Italy wants mentality change, not looser EU budget rules: PM Renzi

ROME Fri Jun 20, 2014 3:19pm EDT

Italy's Prime Minister Matteo Renzi (R) prepares to meet European Council President Herman Van Rompuy in Rome June 18, 2014. REUTERS/Remo Casilli

Italy's Prime Minister Matteo Renzi (R) prepares to meet European Council President Herman Van Rompuy in Rome June 18, 2014.

Credit: Reuters/Remo Casilli

ROME (Reuters) - Italy wants a change in European "mentality" and not looser budget rules, Prime Minister Matteo Renzi said on Friday, adding that he would propose an ambitious agenda for when Rome assumes the rotating European Union presidency next month.

"We are not asking for a revision or relaxation of the accords" on budget matters, Renzi said in a statement. "Instead we want a change in mentality, a leap forward for the entire EU as a reply to the anxiety and the challenges that Europe is facing."

Italy has called for flexibility in European budget rules to encourage economic growth and jobs, in a switch away from the austerity imposed after the euro zone debt crisis, a position that gathered momentum at a meeting of EU finance ministers in Luxembourg on Friday.

The 39-year-old Renzi took office in February after pushing aside a party rival, promising a broad series of reforms including several aimed at turning around Italy's perennially sluggish economy, the euro zone's third-biggest, which is also saddled with a 2-trillion-euro debt.

Renzi has so far held out on expressing support for former Luxembourg Prime Minister Jean-Claude Juncker, who is backed by Germany and opposed by Britain to become the next European Commission president, as he pushes for a broad agreement on more budget flexibility.

"There's no need to change the rules.

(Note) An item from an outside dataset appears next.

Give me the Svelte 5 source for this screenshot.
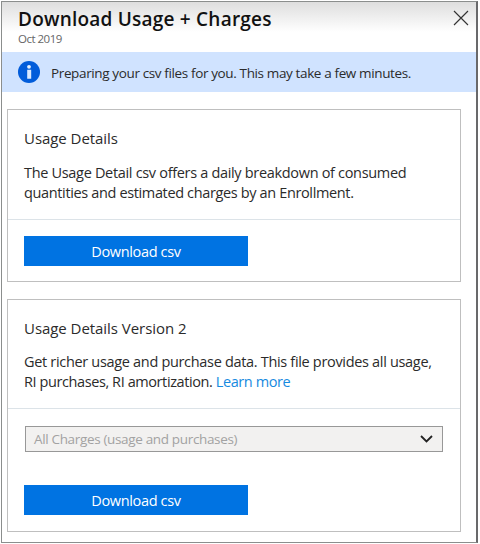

On the contrary, we ask that all of them be respected. But Europe's future must be political or there will be no future. We will propose an ambitious agenda" for the EU in the second half of the year, Renzi said.

Euro zone finance ministers agreed on Thursday that EU budget rules should not be changed again after major revisions in 2005, 2011 and 2013, but that governments should fully use the leeway already built into the Stability and Growth Pact.